● Given data:
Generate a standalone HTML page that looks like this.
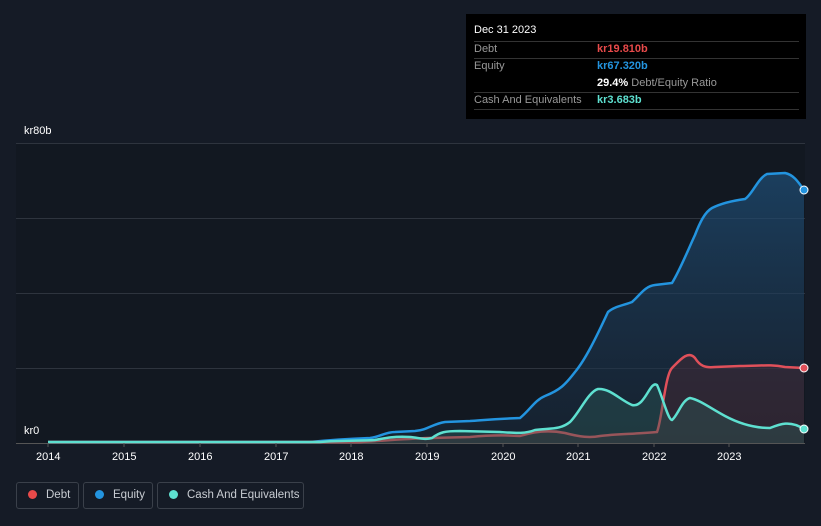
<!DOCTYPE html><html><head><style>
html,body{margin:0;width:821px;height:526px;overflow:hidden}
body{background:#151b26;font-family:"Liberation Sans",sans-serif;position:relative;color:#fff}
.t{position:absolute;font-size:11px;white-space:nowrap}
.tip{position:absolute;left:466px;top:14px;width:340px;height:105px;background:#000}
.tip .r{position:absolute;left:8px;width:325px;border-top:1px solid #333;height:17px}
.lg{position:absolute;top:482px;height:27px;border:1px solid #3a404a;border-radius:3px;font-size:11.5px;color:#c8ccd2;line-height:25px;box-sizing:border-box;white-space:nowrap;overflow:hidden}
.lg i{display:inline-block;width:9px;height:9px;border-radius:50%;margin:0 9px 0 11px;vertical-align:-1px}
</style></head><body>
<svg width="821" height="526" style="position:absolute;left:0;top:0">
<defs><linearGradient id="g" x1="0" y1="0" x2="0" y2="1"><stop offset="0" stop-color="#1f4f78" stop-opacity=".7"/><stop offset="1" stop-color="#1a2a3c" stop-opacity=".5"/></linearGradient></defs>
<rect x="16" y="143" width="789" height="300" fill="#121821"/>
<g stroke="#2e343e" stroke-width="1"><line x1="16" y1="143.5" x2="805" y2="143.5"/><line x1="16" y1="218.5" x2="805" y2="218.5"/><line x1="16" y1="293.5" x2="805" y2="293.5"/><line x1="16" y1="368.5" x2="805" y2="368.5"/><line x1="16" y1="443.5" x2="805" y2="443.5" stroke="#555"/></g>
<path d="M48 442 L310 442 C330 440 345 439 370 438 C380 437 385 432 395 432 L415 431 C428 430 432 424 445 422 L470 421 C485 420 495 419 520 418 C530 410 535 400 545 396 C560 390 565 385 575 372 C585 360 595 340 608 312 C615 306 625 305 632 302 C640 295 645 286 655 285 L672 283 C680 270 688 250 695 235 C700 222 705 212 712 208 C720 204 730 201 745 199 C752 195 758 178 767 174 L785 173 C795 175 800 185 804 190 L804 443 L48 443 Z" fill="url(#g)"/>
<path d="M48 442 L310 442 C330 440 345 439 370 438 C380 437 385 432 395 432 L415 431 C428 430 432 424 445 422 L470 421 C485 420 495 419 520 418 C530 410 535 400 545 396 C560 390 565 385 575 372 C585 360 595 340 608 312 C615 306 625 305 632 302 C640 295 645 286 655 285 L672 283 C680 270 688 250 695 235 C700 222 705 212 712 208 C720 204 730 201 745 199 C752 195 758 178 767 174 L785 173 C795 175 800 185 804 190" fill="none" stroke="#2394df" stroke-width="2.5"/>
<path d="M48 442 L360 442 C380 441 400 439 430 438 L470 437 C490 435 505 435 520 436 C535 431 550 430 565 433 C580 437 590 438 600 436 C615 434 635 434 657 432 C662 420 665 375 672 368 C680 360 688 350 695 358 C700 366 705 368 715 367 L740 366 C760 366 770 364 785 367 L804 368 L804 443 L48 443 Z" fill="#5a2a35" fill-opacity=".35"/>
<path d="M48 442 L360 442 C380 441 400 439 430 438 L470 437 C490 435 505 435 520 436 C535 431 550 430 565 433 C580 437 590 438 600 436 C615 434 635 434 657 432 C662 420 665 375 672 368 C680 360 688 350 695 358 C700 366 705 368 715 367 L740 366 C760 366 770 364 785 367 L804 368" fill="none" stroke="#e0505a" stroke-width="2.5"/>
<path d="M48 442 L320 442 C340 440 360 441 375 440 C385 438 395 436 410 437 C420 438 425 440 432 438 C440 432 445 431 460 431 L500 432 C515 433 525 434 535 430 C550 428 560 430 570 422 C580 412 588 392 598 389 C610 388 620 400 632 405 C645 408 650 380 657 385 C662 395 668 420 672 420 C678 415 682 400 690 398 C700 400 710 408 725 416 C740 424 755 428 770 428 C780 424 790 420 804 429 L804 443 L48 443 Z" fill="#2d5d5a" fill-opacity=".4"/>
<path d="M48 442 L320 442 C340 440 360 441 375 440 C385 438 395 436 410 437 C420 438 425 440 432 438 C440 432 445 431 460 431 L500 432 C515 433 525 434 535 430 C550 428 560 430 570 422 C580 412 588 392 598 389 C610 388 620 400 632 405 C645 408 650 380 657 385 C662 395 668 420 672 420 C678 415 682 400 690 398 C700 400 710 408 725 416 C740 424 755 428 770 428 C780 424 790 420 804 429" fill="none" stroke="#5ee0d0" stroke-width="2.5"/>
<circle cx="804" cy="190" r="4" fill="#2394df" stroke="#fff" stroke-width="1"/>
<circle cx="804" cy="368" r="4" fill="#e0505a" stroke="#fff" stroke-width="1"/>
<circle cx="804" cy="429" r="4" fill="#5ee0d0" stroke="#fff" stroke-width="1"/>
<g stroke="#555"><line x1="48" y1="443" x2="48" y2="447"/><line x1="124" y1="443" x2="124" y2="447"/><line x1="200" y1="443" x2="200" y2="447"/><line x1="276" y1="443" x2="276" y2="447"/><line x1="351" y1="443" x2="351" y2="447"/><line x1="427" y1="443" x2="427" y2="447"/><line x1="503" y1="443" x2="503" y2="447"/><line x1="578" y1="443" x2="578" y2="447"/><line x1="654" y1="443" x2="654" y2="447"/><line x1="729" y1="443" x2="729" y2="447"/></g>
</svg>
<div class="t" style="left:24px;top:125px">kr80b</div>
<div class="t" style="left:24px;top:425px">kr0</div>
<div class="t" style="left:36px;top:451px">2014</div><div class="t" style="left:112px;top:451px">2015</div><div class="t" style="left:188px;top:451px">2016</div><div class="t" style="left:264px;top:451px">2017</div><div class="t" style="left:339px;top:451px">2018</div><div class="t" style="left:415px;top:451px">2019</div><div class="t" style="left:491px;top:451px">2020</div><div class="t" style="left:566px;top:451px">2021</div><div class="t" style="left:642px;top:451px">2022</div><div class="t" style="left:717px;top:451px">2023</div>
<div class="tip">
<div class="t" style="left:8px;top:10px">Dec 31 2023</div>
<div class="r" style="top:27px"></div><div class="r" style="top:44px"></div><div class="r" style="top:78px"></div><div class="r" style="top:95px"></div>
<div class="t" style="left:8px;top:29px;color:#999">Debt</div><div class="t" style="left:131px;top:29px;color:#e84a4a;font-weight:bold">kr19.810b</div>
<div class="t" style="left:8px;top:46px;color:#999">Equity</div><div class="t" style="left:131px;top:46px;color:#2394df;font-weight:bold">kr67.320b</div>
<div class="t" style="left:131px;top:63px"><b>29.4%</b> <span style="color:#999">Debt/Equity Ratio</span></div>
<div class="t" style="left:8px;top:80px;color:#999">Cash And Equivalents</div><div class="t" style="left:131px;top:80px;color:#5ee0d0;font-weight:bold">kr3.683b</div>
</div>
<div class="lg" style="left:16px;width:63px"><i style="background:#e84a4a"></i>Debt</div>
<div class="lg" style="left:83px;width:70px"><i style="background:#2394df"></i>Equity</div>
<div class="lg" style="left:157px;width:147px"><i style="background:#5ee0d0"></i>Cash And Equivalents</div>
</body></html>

● Instructions for the task: Repeat the material exactly as it reads, without any of its pictures.

● Solution to this task:
Generate a standalone HTML page that looks like this.
<!DOCTYPE html><html><head><style>
html,body{margin:0;width:821px;height:526px;overflow:hidden}
body{background:#151b26;font-family:"Liberation Sans",sans-serif;position:relative;color:#fff}
.t{position:absolute;font-size:11px;white-space:nowrap}
.tip{position:absolute;left:466px;top:14px;width:340px;height:105px;background:#000}
.tip .r{position:absolute;left:8px;width:325px;border-top:1px solid #333;height:17px}
.lg{position:absolute;top:482px;height:27px;border:1px solid #3a404a;border-radius:3px;font-size:11.5px;color:#c8ccd2;line-height:25px;box-sizing:border-box;white-space:nowrap;overflow:hidden}
.lg i{display:inline-block;width:9px;height:9px;border-radius:50%;margin:0 9px 0 11px;vertical-align:-1px}
</style></head><body>
<svg width="821" height="526" style="position:absolute;left:0;top:0">
<defs><linearGradient id="g" x1="0" y1="0" x2="0" y2="1"><stop offset="0" stop-color="#1f4f78" stop-opacity=".7"/><stop offset="1" stop-color="#1a2a3c" stop-opacity=".5"/></linearGradient></defs>
<rect x="16" y="143" width="789" height="300" fill="#121821"/>
<g stroke="#2e343e" stroke-width="1"><line x1="16" y1="143.5" x2="805" y2="143.5"/><line x1="16" y1="218.5" x2="805" y2="218.5"/><line x1="16" y1="293.5" x2="805" y2="293.5"/><line x1="16" y1="368.5" x2="805" y2="368.5"/><line x1="16" y1="443.5" x2="805" y2="443.5" stroke="#555"/></g>
<path d="M48 442 L310 442 C330 440 345 439 370 438 C380 437 385 432 395 432 L415 431 C428 430 432 424 445 422 L470 421 C485 420 495 419 520 418 C530 410 535 400 545 396 C560 390 565 385 575 372 C585 360 595 340 608 312 C615 306 625 305 632 302 C640 295 645 286 655 285 L672 283 C680 270 688 250 695 235 C700 222 705 212 712 208 C720 204 730 201 745 199 C752 195 758 178 767 174 L785 173 C795 175 800 185 804 190 L804 443 L48 443 Z" fill="url(#g)"/>
<path d="M48 442 L310 442 C330 440 345 439 370 438 C380 437 385 432 395 432 L415 431 C428 430 432 424 445 422 L470 421 C485 420 495 419 520 418 C530 410 535 400 545 396 C560 390 565 385 575 372 C585 360 595 340 608 312 C615 306 625 305 632 302 C640 295 645 286 655 285 L672 283 C680 270 688 250 695 235 C700 222 705 212 712 208 C720 204 730 201 745 199 C752 195 758 178 767 174 L785 173 C795 175 800 185 804 190" fill="none" stroke="#2394df" stroke-width="2.5"/>
<path d="M48 442 L360 442 C380 441 400 439 430 438 L470 437 C490 435 505 435 520 436 C535 431 550 430 565 433 C580 437 590 438 600 436 C615 434 635 434 657 432 C662 420 665 375 672 368 C680 360 688 350 695 358 C700 366 705 368 715 367 L740 366 C760 366 770 364 785 367 L804 368 L804 443 L48 443 Z" fill="#5a2a35" fill-opacity=".35"/>
<path d="M48 442 L360 442 C380 441 400 439 430 438 L470 437 C490 435 505 435 520 436 C535 431 550 430 565 433 C580 437 590 438 600 436 C615 434 635 434 657 432 C662 420 665 375 672 368 C680 360 688 350 695 358 C700 366 705 368 715 367 L740 366 C760 366 770 364 785 367 L804 368" fill="none" stroke="#e0505a" stroke-width="2.5"/>
<path d="M48 442 L320 442 C340 440 360 441 375 440 C385 438 395 436 410 437 C420 438 425 440 432 438 C440 432 445 431 460 431 L500 432 C515 433 525 434 535 430 C550 428 560 430 570 422 C580 412 588 392 598 389 C610 388 620 400 632 405 C645 408 650 380 657 385 C662 395 668 420 672 420 C678 415 682 400 690 398 C700 400 710 408 725 416 C740 424 755 428 770 428 C780 424 790 420 804 429 L804 443 L48 443 Z" fill="#2d5d5a" fill-opacity=".4"/>
<path d="M48 442 L320 442 C340 440 360 441 375 440 C385 438 395 436 410 437 C420 438 425 440 432 438 C440 432 445 431 460 431 L500 432 C515 433 525 434 535 430 C550 428 560 430 570 422 C580 412 588 392 598 389 C610 388 620 400 632 405 C645 408 650 380 657 385 C662 395 668 420 672 420 C678 415 682 400 690 398 C700 400 710 408 725 416 C740 424 755 428 770 428 C780 424 790 420 804 429" fill="none" stroke="#5ee0d0" stroke-width="2.5"/>
<circle cx="804" cy="190" r="4" fill="#2394df" stroke="#fff" stroke-width="1"/>
<circle cx="804" cy="368" r="4" fill="#e0505a" stroke="#fff" stroke-width="1"/>
<circle cx="804" cy="429" r="4" fill="#5ee0d0" stroke="#fff" stroke-width="1"/>
<g stroke="#555"><line x1="48" y1="443" x2="48" y2="447"/><line x1="124" y1="443" x2="124" y2="447"/><line x1="200" y1="443" x2="200" y2="447"/><line x1="276" y1="443" x2="276" y2="447"/><line x1="351" y1="443" x2="351" y2="447"/><line x1="427" y1="443" x2="427" y2="447"/><line x1="503" y1="443" x2="503" y2="447"/><line x1="578" y1="443" x2="578" y2="447"/><line x1="654" y1="443" x2="654" y2="447"/><line x1="729" y1="443" x2="729" y2="447"/></g>
</svg>
<div class="t" style="left:24px;top:125px">kr80b</div>
<div class="t" style="left:24px;top:425px">kr0</div>
<div class="t" style="left:36px;top:451px">2014</div><div class="t" style="left:112px;top:451px">2015</div><div class="t" style="left:188px;top:451px">2016</div><div class="t" style="left:264px;top:451px">2017</div><div class="t" style="left:339px;top:451px">2018</div><div class="t" style="left:415px;top:451px">2019</div><div class="t" style="left:491px;top:451px">2020</div><div class="t" style="left:566px;top:451px">2021</div><div class="t" style="left:642px;top:451px">2022</div><div class="t" style="left:717px;top:451px">2023</div>
<div class="tip">
<div class="t" style="left:8px;top:10px">Dec 31 2023</div>
<div class="r" style="top:27px"></div><div class="r" style="top:44px"></div><div class="r" style="top:78px"></div><div class="r" style="top:95px"></div>
<div class="t" style="left:8px;top:29px;color:#999">Debt</div><div class="t" style="left:131px;top:29px;color:#e84a4a;font-weight:bold">kr19.810b</div>
<div class="t" style="left:8px;top:46px;color:#999">Equity</div><div class="t" style="left:131px;top:46px;color:#2394df;font-weight:bold">kr67.320b</div>
<div class="t" style="left:131px;top:63px"><b>29.4%</b> <span style="color:#999">Debt/Equity Ratio</span></div>
<div class="t" style="left:8px;top:80px;color:#999">Cash And Equivalents</div><div class="t" style="left:131px;top:80px;color:#5ee0d0;font-weight:bold">kr3.683b</div>
</div>
<div class="lg" style="left:16px;width:63px"><i style="background:#e84a4a"></i>Debt</div>
<div class="lg" style="left:83px;width:70px"><i style="background:#2394df"></i>Equity</div>
<div class="lg" style="left:157px;width:147px"><i style="background:#5ee0d0"></i>Cash And Equivalents</div>
</body></html>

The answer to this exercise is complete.